「はやぶさ2」カプセル回収前にJAXA会見(全文4完)試料はまず初期分析の合同チームで分析
宇宙航空研究開発機構(JAXA)は4日午後、記者会見でまもなく地球に帰還する探査機「はやぶさ2」の現状について説明した。 【動画】「はやぶさ2」カプセルが地球帰還へ 回収前にJAXAが会見(2020年12月4日) ※【**** 00:35:30】などと記した部分は、判別できなかった箇所ですので、ご了承ください。

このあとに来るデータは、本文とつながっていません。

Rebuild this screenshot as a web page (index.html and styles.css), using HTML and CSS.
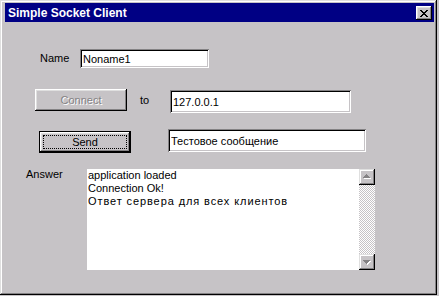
FILE: index.html
```html
<!DOCTYPE html>
<html lang="ru">
<head>
    <meta charset="UTF-8">
    <meta name="viewport" content="width=device-width, initial-scale=1.0">
    <title>Simple Socket Client</title>
    <link rel="stylesheet" href="styles.css">
</head>
<body>
    <div class="window">
        <div class="titlebar">
            <span class="title">Simple Socket Client</span>
            <button class="close" type="button">
                <svg width="8" height="7" viewBox="0 0 8 7" shape-rendering="crispEdges">
                    <rect x="0" y="0" width="2" height="1"/><rect x="6" y="0" width="2" height="1"/>
                    <rect x="1" y="1" width="2" height="1"/><rect x="5" y="1" width="2" height="1"/>
                    <rect x="2" y="2" width="4" height="1"/>
                    <rect x="3" y="3" width="2" height="1"/>
                    <rect x="2" y="4" width="4" height="1"/>
                    <rect x="1" y="5" width="2" height="1"/><rect x="5" y="5" width="2" height="1"/>
                    <rect x="0" y="6" width="2" height="1"/><rect x="6" y="6" width="2" height="1"/>
                </svg>
            </button>
        </div>

        <div class="client">
            <div class="row row-name">
                <label class="label label-name" for="name">Name</label>
                <input class="field field-name" id="name" value="Noname1">
            </div>
            <div class="row row-connect">
                <button class="btn" type="button" disabled>Connect</button>
                <span class="label label-to">to</span>
                <input class="field field-host" id="host" value="127.0.0.1">
            </div>
            <div class="row row-send">
                <button class="btn btn-default" type="button">Send</button>
                <input class="field field-msg" id="msg" value="Тестовое сообщение">
            </div>
            <div class="row row-answer">
                <span class="label label-answer">Answer</span>
                <div class="memo">
                    <div class="memo-text">
                        application loaded<br>
                        Connection Ok!<br>
                        <span class="cyr">Ответ сервера для всех клиентов</span>
                    </div>
                    <div class="scrollbar">
                        <div class="scroll-btn">
                            <svg width="16" height="16" viewBox="0 0 16 16" shape-rendering="crispEdges">
                                <g fill="#fff">
                                    <rect x="8" y="6" width="1" height="1"/><rect x="7" y="7" width="3" height="1"/>
                                    <rect x="6" y="8" width="5" height="1"/><rect x="5" y="9" width="7" height="1"/>
                                </g>
                                <g fill="#848284">
                                    <rect x="7" y="5" width="1" height="1"/><rect x="6" y="6" width="3" height="1"/>
                                    <rect x="5" y="7" width="5" height="1"/><rect x="4" y="8" width="7" height="1"/>
                                </g>
                            </svg>
                        </div>
                        <div class="scroll-track"></div>
                        <div class="scroll-btn">
                            <svg width="16" height="16" viewBox="0 0 16 16" shape-rendering="crispEdges">
                                <g fill="#fff">
                                    <rect x="5" y="7" width="7" height="1"/><rect x="6" y="8" width="5" height="1"/>
                                    <rect x="7" y="9" width="3" height="1"/><rect x="8" y="10" width="1" height="1"/>
                                </g>
                                <g fill="#848284">
                                    <rect x="4" y="6" width="7" height="1"/><rect x="5" y="7" width="5" height="1"/>
                                    <rect x="6" y="8" width="3" height="1"/><rect x="7" y="9" width="1" height="1"/>
                                </g>
                            </svg>
                        </div>
                    </div>
                </div>
            </div>
        </div>
    </div>
</body>
</html>
```

FILE: styles.css
```css
body {
    margin: 0;
    background-color: #c6c3c6;
    font-family: "Liberation Sans", Arial, sans-serif;
    font-size: 11px;
    color: #000;
}
.window {
    width: 437px;
    height: 295px;
    box-sizing: border-box;
    padding: 3px 3px 3px 5px;
    background-color: #c6c3c6;
    box-shadow: inset -1px -1px #000, inset 1px 1px #dfdfdf, inset -2px -2px #848284, inset 2px 2px #fff;
}
.titlebar {
    height: 19px;
    display: flex;
    align-items: center;
    justify-content: space-between;
    background-color: #000084;
}
.title {
    padding-left: 3px;
    color: #fff;
    font-weight: bold;
    font-size: 12px;
}
.close {
    width: 16px;
    height: 14px;
    margin-right: 2px;
    margin-top: 1px;
    padding: 0;
    border: none;
    background-color: #c6c3c6;
    box-shadow: inset -1px -1px #000, inset 1px 1px #fff, inset -2px -2px #848284, inset 2px 2px #dfdfdf;
    display: flex;
    align-items: center;
    justify-content: center;
}
.close svg {
    display: block;
}
.client {
    display: flex;
    flex-direction: column;
}
.row {
    display: flex;
    align-items: flex-start;
}
.label {
    line-height: 13px;
}
.field {
    appearance: none;
    border: none;
    outline: none;
    margin: 0;
    box-sizing: border-box;
    padding: 0 0 0 3px;
    font: inherit;
    color: #000;
    background-color: #fff;
    box-shadow: inset 1px 1px #848284, inset -1px -1px #fff, inset 2px 2px #000, inset -2px -2px #c6c3c6;
}
.btn {
    appearance: none;
    border: none;
    margin: 0;
    padding: 0;
    box-sizing: border-box;
    width: 92px;
    height: 22px;
    font: inherit;
    color: #000;
    background-color: #c6c3c6;
    box-shadow: inset -1px -1px #000, inset 1px 1px #fff, inset -2px -2px #848284, inset 2px 2px #dfdfdf;
}
.btn:disabled {
    color: #848284;
    text-shadow: 1px 1px #fff;
}
.btn-default {
    border: 1px solid #000;
    outline: 1px dotted #000;
    outline-offset: -5px;
}

.row-name {
    margin-top: 27px;
    padding-left: 35px;
    align-items: center;
}
.label-name {
    width: 40px;
}
.field-name {
    width: 129px;
    height: 19px;
}

.row-connect {
    margin-top: 21px;
    padding-left: 30px;
    height: 24px;
}
.label-to {
    margin-left: 13px;
    width: 30px;
    line-height: 22px;
}
.field-host {
    margin-top: 1px;
    width: 181px;
    height: 23px;
}

.row-send {
    margin-top: 16px;
    padding-left: 34px;
    height: 24px;
}
.row-send .btn {
    margin-top: 2px;
}
.field-msg {
    margin-left: 37px;
    width: 198px;
    height: 23px;
}

.row-answer {
    margin-top: 16px;
    padding-left: 21px;
}
.label-answer {
    width: 61px;
    margin-top: -1px;
}
.memo {
    width: 288px;
    height: 101px;
    display: flex;
    background-color: #fff;
}
.memo-text {
    flex: 1;
    padding: 0 0 0 1px;
    line-height: 13px;
}
.cyr {
    letter-spacing: 0.9px;
}
.scrollbar {
    width: 16px;
    display: flex;
    flex-direction: column;
}
.scroll-btn {
    width: 16px;
    height: 16px;
    background-color: #c6c3c6;
    box-shadow: inset -1px -1px #000, inset 1px 1px #dfdfdf, inset -2px -2px #848284, inset 2px 2px #fff;
}
.scroll-btn svg {
    display: block;
}
.scroll-track {
    flex: 1;
    background: repeating-conic-gradient(#fff 0 25%, #c6c3c6 0 50%) 0 0 / 2px 2px;
}
```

タイムレコードは「「はやぶさ2」カプセルが地球帰還へ 回収前にJAXAが会見(2020年12月4日)」に対応しております。 ◇ ◇
「はやぶさ2」のチームはどう育ったか
読売新聞:読売新聞の中居と申します。よろしくお願いいたします。先ほどのプロジェクトマネージャの引き継ぎの話につながる話なんですけれども、まず國中所長にお伺いしたいんですが、「はやぶさ2」が打ち上げられて、間もなく、当時39歳だった津田さんにプロジェクトマネージャを引き継がれたわけですけれども、その後ミッションが始まりまして2回目のタッチダウンなどでチームの中で実行するかどうか葛藤があったと思います。そういったことも含めて、今この「はやぶさ2」のチームがどのように育ったと國中所長はお考えでしょうか。若い人材も起用したチームだったと思うんですけれども、その辺りも含めて。 國中:「はやぶさ2」にはかなり若手を大変重点的に、かなり多くの人間を投入して、特に近傍探査のフェーズでは多くの若手の人間を入れました。その意図はこのあとMMXやDESTINY+というさらなる深宇宙探査というのを実行するために「はやぶさ2」の運用を教育現場として経験を積ませるということを主眼に置いてそういった人材配置をしたということになります。ですから、「はやぶさ2」で経験を積んだ若手がそろそろ中堅になってくるわけですから、彼らが次のプロジェクトに彼らの力を発揮してくれるということを期待してそういったふうに仕向けたわけです。
若手エンジニアの事業への貢献を期待
そしてJAXAは、宇宙航空研究開発機構は国立研究開発法人でありまして、われわれは宇宙機を開発するということが大きな目標になります。つまり今、皆さん、今日のお話は「はやぶさ2」の最後の運用フェーズ、最後の運用のところのお話をしているわけですけれども、JAXAの本来業務としては物を作ることがJAXAの本来業務になります。ですから、プロジェクトを立ち上げて、たくさんの審査があります。PDRだのCDRだというようなたくさんの審査がありまして、エンジニアとしてそういった審査を1つずつどれだけ何回こなしたかというのがエンジニアの価値になります。 運用フェーズというのは少しJAXAの本来業務とはちょっと違うところがありまして、しかし宇宙運用という現場を知らないことには宇宙機はつくれない。つくったときのモチベーションというのは雲泥の差があると思います。その意味で「はやぶさ2」で経験を積んだ若手エンジニアがJAXAの事業に貢献してもらえるであろうと期待しています。 読売新聞:今はどのようにプロジェクトが始まった当初から成長したとお感じになりますか。 國中:特に2回目のタッチダウンのところは議論があったわけですけれども、120点満点の成功を取るのか60点そこそこの点数で安全に帰ってくるのかというのは、これはやはりプロジェクト遂行のための大きな判断ポイントだと思います。ただやみくもに宇宙探査をやりたいから前のめりにするんではなくて、それは理詰めで確実に定量的に根拠を積み上げて、これは2回目の着陸はできるのか、できないのかというのを判断を求めたわけなんですけれども、その意味では私が期待したとおりに理詰めで定量的な成功の確度の高い状態に持っていってくれたということでもって、第2回目の着陸のゴーを出したという経緯です。そういった、いかに理詰めで物事を運んで定量的に成果を示せることができるか、予測することができるかということを彼らは学んでくれたんだろうと思っています。